On the dinghy ride home, we trawled for fish with the hand line.  The water was crystal clear as we motored along the edge of the reef.  The line hit and I knew it was something big.  As I pulled in the fish we could see its silvery shape. Quickly I got it in the boat.  Our favorite fish! A spanish mackerel, about 30 lbs.  We were stoked!  





One day when I was out checking the surf, I saw a white sail on the horizon.  Another sailboat!  It had been months since we’d seen another yacht, so I was so excited.  I waited for them to get closer then motored out in the dinghy.  Martin and Krystle from Australia.  I told them where we were anchored and said there would be plenty of room for them, too.  I motored back to the boat and told Serena the awesome news.  We love islanders, we love being alone, and we love meeting other sailors.  It had been a bit dry lately in the “other sailors” department.  Martin and Krystle anchored next to us for about a week.  We shared meals, stories, charts, and surf!  

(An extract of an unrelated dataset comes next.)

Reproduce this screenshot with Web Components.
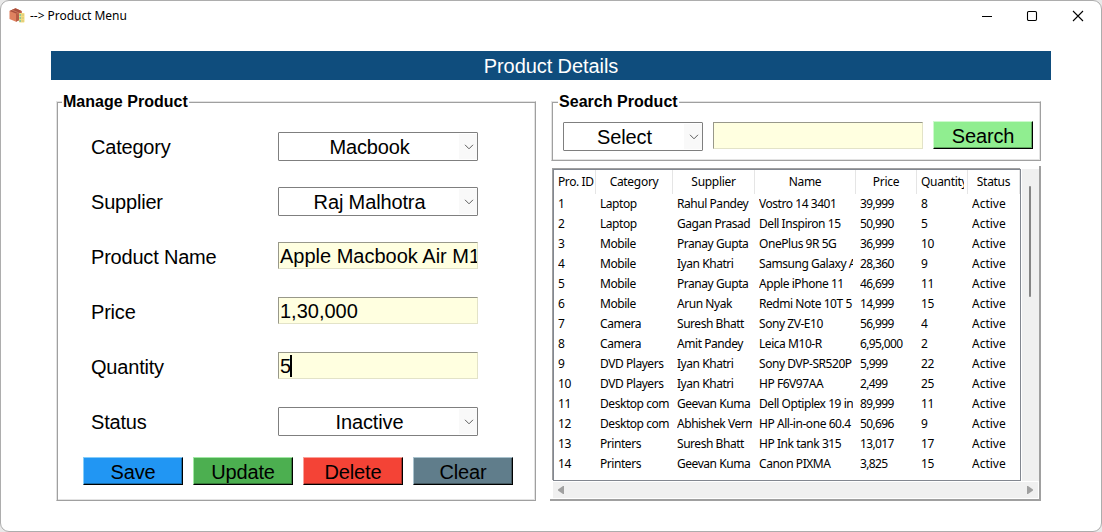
<!DOCTYPE html>
<html lang="en">
<head>
<meta charset="utf-8">
<title>Product Menu</title>
<style>
html,body{margin:0;height:100%;background:#e9e9e9;overflow:hidden}
body{font-family:"Liberation Sans",Arial,sans-serif;color:#000}
</style>
</head>
<body>
<product-window></product-window>
<script>
const define = (name, html, setup) => customElements.define(name, class extends HTMLElement {
  constructor(){
    super();
    const t = document.createElement('template');
    t.innerHTML = html;
    this.attachShadow({mode:'open'}).append(t.content.cloneNode(true));
    if (setup) setup(this, this.shadowRoot);
  }
});

define('title-bar', `<style>
:host{display:flex;align-items:center;height:29px;padding-left:8px;font:12px "Noto Sans",sans-serif}
.icon{width:17px;height:16px;flex:none;margin-right:4px}
.name{flex:1;letter-spacing:-.04px;white-space:pre}
.ctl{width:46px;display:flex;justify-content:center}
.ctls{display:flex}
.ctl svg{display:block}
</style>
<svg class="icon" viewBox="0 0 17 16"><path d="M6.5 .3 12.6 3v8L7 13.8 .5 11V3z" fill="#df8260"/><path d="M6.5 .3 12.6 3 7 5.5 .5 3z" fill="#a9503e"/><path d="M7 5.5 12.6 3v8L7 13.8z" fill="#b85c45"/><path d="m3 2 6 2.5v2" fill="none" stroke="#c9755b" stroke-width="1"/><rect x="10" y="5" width="5.5" height="9.5" rx=".7" fill="#f1dc84"/><path d="M10.5 7h1.3m-1.3 3h1.3m-1.3 3h1.3" stroke="#46b7b0" stroke-width="1.5"/><path d="M12.5 7h2.5m-2.5 3H15m-2.5 3H15" stroke="#d9c56f"/></svg>
<span class="name">--&gt; Product Menu</span>
<div class="ctls">
<div class="ctl"><svg width="12" height="12"><path d="M2 6.5h10" stroke="#000"/></svg></div>
<div class="ctl"><svg width="12" height="12"><rect x="1.5" y="1.5" width="9" height="9" rx="1.2" fill="none" stroke="#000" stroke-width="1.1"/></svg></div>
<div class="ctl"><svg width="12" height="12"><path d="m1 1 10 10M11 1 1 11" stroke="#000" stroke-width="1.1"/></svg></div>
</div>`);

define('group-frame', `<style>
:host{display:block;box-sizing:border-box;position:relative;border:1px solid;border-color:#e3e3e3 #a0a0a0 #a0a0a0 #e3e3e3;box-shadow:inset 1px 1px #a0a0a0,inset -1px -1px #e3e3e3}
b{position:absolute;left:var(--label-x,5px);top:-10px;font-size:16px;line-height:19px;background:#fff;padding:0 1px;white-space:nowrap;letter-spacing:.03px}
</style><b></b><slot></slot>`, (h, r) => r.querySelector('b').textContent = h.getAttribute('label'));

define('combo-box', `<style>
:host{display:flex;box-sizing:border-box;width:200px;height:29px;border:1px solid #7f7f7f;border-radius:1px;background:#fff;font-size:20px;line-height:28px;letter-spacing:-.13px}
span{flex:1;text-align:center;padding-left:1px;white-space:nowrap}
i{width:18px;margin:1px 0;background:#f9f9f9;display:flex;align-items:center;justify-content:center}
svg{margin-left:2px}
</style><span><slot></slot></span><i><svg width="10" height="6"><path d="M1 .8 5 4.8 9 .8" fill="none" stroke="#5c5c5c"/></svg></i>`);

define('text-entry', `<style>
:host{display:block;box-sizing:border-box;width:200px;height:27px;margin-bottom:2px;border:1px solid;border-color:#98988a #e3e3c8 #e3e3c8 #98988a;background:#ffffe0;font-size:20px;line-height:26px;padding-left:1px;overflow:hidden;white-space:nowrap}
:host([caret]) span{display:inline-block;height:22px;vertical-align:top;margin-top:2px;line-height:22px;border-right:2px solid #000;letter-spacing:-1px}
</style><span><slot></slot></span>`);

define('form-row', `<style>
:host{display:flex;align-items:flex-start;height:55px}
label{width:187px;font-size:20px;line-height:31px;height:29px;letter-spacing:-.2px}
</style><label></label><slot></slot>`, (h, r) => r.querySelector('label').textContent = h.getAttribute('label'));

define('push-button', `<style>
:host{display:block;box-sizing:border-box;width:100px;height:28px;border:1px solid;border-color:var(--hi) #000 #000 var(--hi);box-shadow:inset -1px -1px var(--lo);background:var(--bg);text-align:center;font-size:20px;line-height:28px;letter-spacing:-.15px}
</style><slot></slot>`);

const columns = [['Pro. ID',42],['Category',77],['Supplier',82],['Name',101],['Price',61],['Quantity',51],['Status',52]];
const rows = `1|Laptop|Rahul Pandey|Vostro 14 3401|39,999|8
2|Laptop|Gagan Prasad|Dell Inspiron 15|50,990|5
3|Mobile|Pranay Gupta|OnePlus 9R 5G|36,999|10
4|Mobile|Iyan Khatri|Samsung Galaxy A|28,360|9
5|Mobile|Pranay Gupta|Apple iPhone 11|46,699|11
6|Mobile|Arun Nyak|Redmi Note 10T 5|14,999|15
7|Camera|Suresh Bhatt|Sony ZV-E10|56,999|4
8|Camera|Amit Pandey|Leica M10-R|6,95,000|2
9|DVD Players|Iyan Khatri|Sony DVP-SR520P|5,999|22
10|DVD Players|Iyan Khatri|HP F6V97AA|2,499|25
11|Desktop com|Geevan Kuma|Dell Optiplex 19 in|89,999|11
12|Desktop com|Abhishek Verm|HP All-in-one 60.4|50,696|9
13|Printers|Suresh Bhatt|HP Ink tank 315|13,017|17
14|Printers|Geevan Kuma|Canon PIXMA|3,825|15`.split('\n').map(l => (l + '|Active').split('|'));

define('product-table', `<style>
:host{display:grid;box-sizing:border-box;grid-template:1fr 18px/1fr 18px;width:491px;height:335px;border:solid #a0a0a0;border-width:0 2px 2px 0;padding:3px 0 0 3px;font:12px "Noto Sans",sans-serif}
.view{border:1px solid #828790;background:#fff;overflow:hidden;box-shadow:-1px -1px #a0a0a0}
.grid{display:grid;grid-template-columns:${columns.map(c => c[1] + 'px').join(' ')};grid-auto-rows:20px}
.grid div{white-space:nowrap;overflow:hidden;letter-spacing:-.45px}
.grid.head{height:24px}
.grid.head div{height:24px;line-height:24px;text-align:center;border-right:1px solid #e5e5e5;padding:0 3px 0 3px;box-sizing:border-box;letter-spacing:-.3px}
.grid.head div:first-child{letter-spacing:-.4px;padding:0 0 0 4px;text-align:left}
.grid.head div:nth-child(6){padding-left:4px;text-align:left}
.head span{display:block;overflow:hidden}
.row div{line-height:20px;margin:0 3px 0 4px}
.row div:nth-child(7n+5){letter-spacing:-.65px}
.row div:nth-child(7n){letter-spacing:0}
.v{background:#f0f0f0;margin-left:1px;display:flex;justify-content:center}
.v i{width:2px;height:111px;margin-top:17px;margin-right:1px;background:#858585;border-radius:1px}
.h{grid-column:1/3;background:#f0f0f0;margin:1px 1px 1px 0;display:flex;align-items:center;justify-content:space-between;padding:0 4px}
</style><div class="view"><div class="grid head"></div><div class="grid row"></div></div><div class="v"><i></i></div>
<div class="h"><svg width="7" height="8"><path d="M7 0v8H6L1 4.5v-1L6 0z" fill="#a0a0a0"/></svg><svg width="7" height="8"><path d="M0 0v8h1L6 4.5v-1L1 0z" fill="#a0a0a0"/></svg></div>`, (h, r) => {
  const add = (sel, text) => { const d = document.createElement('div'); const s = document.createElement('span'); s.textContent = text; d.append(s); r.querySelector(sel).append(d); };
  columns.forEach(c => add('.head', c[0]));
  rows.flat().forEach(c => add('.row', c));
});

define('product-window', `<style>
:host{display:block;box-sizing:border-box;width:1102px;height:532px;background:#fff;border:1px solid #adadad;border-radius:9px}
header{margin:21px 50px 0;height:29px;background:#0f4d7d;color:#fff;text-align:center;font-size:20px;line-height:30px;letter-spacing:-.08px}
main{display:flex;margin:21px 60px 0 55px;justify-content:space-between}
.left{width:480px;height:400px}
.form{padding:30px 0 0 34px}
.btns{display:flex;gap:10px;padding-left:26px;margin-top:-5px}
.right{width:491px}
.search{height:60px;margin-left:1px;--label-x:6px}
.bar{display:flex;padding:19px 0 0 11px}
.bar combo-box{width:140px;margin:1px 10px 0 0}
.bar text-entry{width:210px;margin:1px 10px 0 0}
product-table{margin-top:5px}
</style>
<title-bar></title-bar>
<header>Product Details</header>
<main>
<group-frame class="left" label="Manage Product">
<div class="form">
<form-row label="Category"><combo-box>Macbook</combo-box></form-row>
<form-row label="Supplier"><combo-box>Raj Malhotra</combo-box></form-row>
<form-row label="Product Name"><text-entry>Apple Macbook Air M1</text-entry></form-row>
<form-row label="Price"><text-entry>1,30,000</text-entry></form-row>
<form-row label="Quantity"><text-entry caret>5</text-entry></form-row>
<form-row label="Status"><combo-box>Inactive</combo-box></form-row>
</div>
<div class="btns">
<push-button style="--bg:#2196f3;--hi:#84cdfa;--lo:#166ba8">Save</push-button>
<push-button style="--bg:#4caf50;--hi:#a0e8a3;--lo:#347a38">Update</push-button>
<push-button style="--bg:#f44336;--hi:#faa099;--lo:#a82f26">Delete</push-button>
<push-button style="--bg:#607d8b;--hi:#a9c2cd;--lo:#43575f">Clear</push-button>
</div>
</group-frame>
<div class="right">
<group-frame class="search" label="Search Product"><div class="bar">
<combo-box>Select</combo-box><text-entry></text-entry><push-button style="--bg:#90ee90;--hi:#cdfacd;--lo:#5fa65f">Search</push-button>
</div></group-frame>
<product-table></product-table>
</div>
</main>`);
</script>
</body>
</html>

One of my favorite discoveries from anchoring in this remote zone was naked bodysurfing.  One day i found a small piece of wood floating in the water.  It looked like it was somebody’s canoe seat. I sanded it a bit, and drilled some finger holes, sealed it, and it became my hand plane.  I started bodysurfing the same reef break that i had been surfing.  To reduce drag I ditched my shorts.  It took me a bit to work out the technique, but pretty soon I was getting nice little barrels! When a wave is already really fun to surf, it is super fun to body surf!  This will forever be an activity I will be bring to remote tropical sailing.